Une fois fondé, le groupe genevois de l'Alliance demanda au Comité central des Sections de Genève son admission dans la fédération locale des Sections de l'Internationale. « Le jour où cette demande fut présentée, le Comité central n'était pas en nombre, les deux tiers au moins de ses membres étaient absents. On ne décida rien, ou plutôt on décida qu'il fallait remettre cette décision jusqu'après le Congrès des Sections romandes qui devait se réunir à Genève dans les premiers jours de janvier 1869 pour constituer définitiveraent la Fédération romande. » (Extrait du Rapport sur l'Alliance rédigé en 1871 par Bakounine, — extrait inséré dans le Mémoire de la Fédération Jurassienne, Pièces justificatives, p. 46).

Les élections pour le renouvellement du Grand-Conseil du canton de Genève devaient avoir lieu le dimanche 15 novembre. Le groupe qui avait publié le Manifeste au peuple de Genève décida de présenter dans les trois collèges électoraux des listes de candidats : dans le collège de la ville, qui nommait quarante-quatre députés, tous les candidats furent des socialistes, qui avaient adhéré au programme du parti ; dans les deux collèges de la campagne, qui nommaient, l'un (rive gauche), quarante et un députés, l'autre (rive droite) dix-neuf, on avait fait une place, à côté des socialistes, à un certain nombre de radicaux, comme Antoine Carteret, le Dr Duchosal, Alexandre Gavard, etc.[7] Mais le résultat fut piteux. La Liberté du 21 novembre l'annonça à ses lecteurs en ces termes :


Aux socialistes.

Ainsi que nous l'avions prévu, les listes socialistes n'ont réuni, dans les trois collèges, qu'un très petit nombre de voix. À Genève, ce chiffre a été de cent trente à cent quarante bulletins ; à Carouge (Rive gauche), où un certain nombre de nos amis ont voté, pour cette fois encore, avec les radicaux dans la crainte d'un succès des ultramontains, ce chiffre n'a été que de vingt bulletins ; à la Rive droite, même résultat.

Nous ne sommes donc que cent, — pour ne pas disputer sur les chiffres, — cent socialistes dans le canton de Genève, c'est-à-dire cent citoyens résolus à ne plus rien demander et à ne plus rien accorder aux anciens partis, à ne rechercher le progrès de la démocratie que par nos propres ressources et par notre foi dans les principes de la révolution.

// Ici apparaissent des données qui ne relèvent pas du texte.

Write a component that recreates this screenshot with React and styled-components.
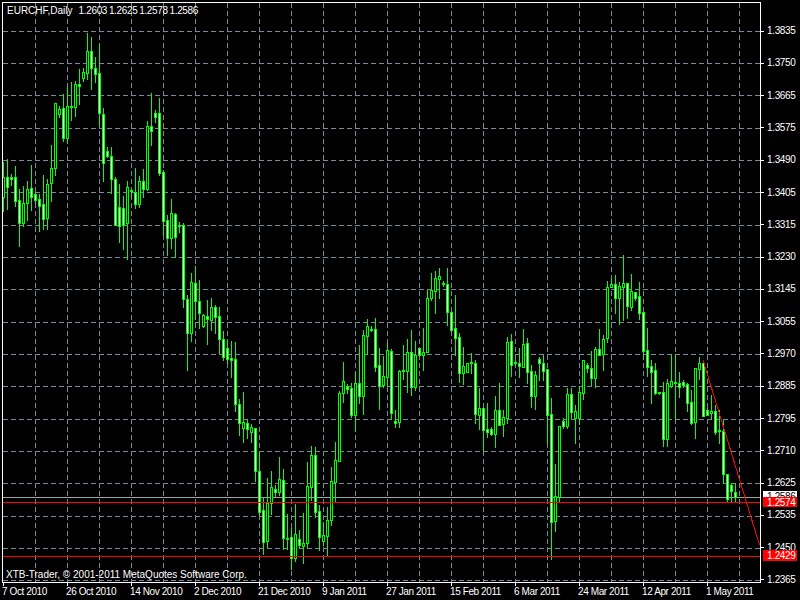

Ce furent les candidats conservateurs qui furent élus dans le collège de la ville et celui de la Rive droite, les candidats radicaux dans celui de la Rive gauche.

Comment était-il possible que l'Internationale, qui comptait à Genève ses membres par milliers, n'eût pu grouper sur le nom de ses candidats qu'une centaine de voix ? « C'est que les ouvriers du bâtiment, presque tous étrangers, n'avaient pu voter ; et que les ouvriers de la « fabrique », enrôlés dès longtemps dans l'un ou l'autre des partis politiques bourgeois, votèrent pour des candidats bourgeois. Cet échec apprit aux internationaux sérieux que la lutte sur le terrain électoral et parlementaire n'avait aucune chance de produire un résultat utile, et ils y renoncèrent pour rentrer sur le terrain révolutionnaire ; tandis que les ambitieux[8] tiraient de cette leçon la conclusion que, si on voulait obtenir une place officielle, il fallait absolument s'allier à un parti bourgeois. » (Mémoire de la Fédération jurassienne, page 4o.)



  1. La révolution de septembre 1868 venait de chasser la reine Isabelle.
  2. Il est bizarre de voir appeler la propriété héréditaire une institution « anarchique ». Dans un autre passage de la même adresse, on lit : « Le prolétariat prépare les voies de cette révolution universelle que l'iniquité et l’anarchie de la civilisation bourgeoise rendent indispensable ». Il nous arrivait encore, on le voit, d'employer les mots « anarchie » et « anarchique » dans le sens vulgaire.
  3. On sait qu'un des membres fondateurs de l'Alliance de la démocratie socialiste, Giuseppe Fanelli, se rendit en Espagne en novembre 1868 pour un voyage de propagande ; il y groupa des militants espagnols, qui créèrent d'abord une Section de l'Internationale à Madrid, et, un peu plus tard (8 mai 1869), une Section de l(Internationale à Barcelone.
  4. Jaclard était un blanquiste qui, au Congrès de Berne, avait voté avec la minorité. Après le Congrès, il passa quelques jours à Clarens chez Joukovsky. Son adhésion à l'Alliance de la démocratie socialiste ne fut que momentanée ; il s'en éloigna bientôt.
  5. Les noms de Brosset, de Duval et de Guétat, qui étaient pourtant membres du Bureau central, ne figurent pas dans cette liste, je ne m'explique pas pourquoi.
  6. C'est là mon appréciation personnelle. L'équité exige que je fasse connaître celle de Bakounine, qui n'est pas la même ; on la trouvera plus loin, au chapitre X de la Deuxième Partie.
  7. Dans le Mémoire de la Fédération jurassienne, j'ai écrit par erreur (page 40) que l'Internationale à Genève était entrée en lice avec une liste de candidats « exclusivement ouvriers ».
  8. Ce n'est pas seulement Catalan qui est visé par ce mot, mais les meneurs de la « fabrique », Jacques Grosselin, Henri Perret, etc.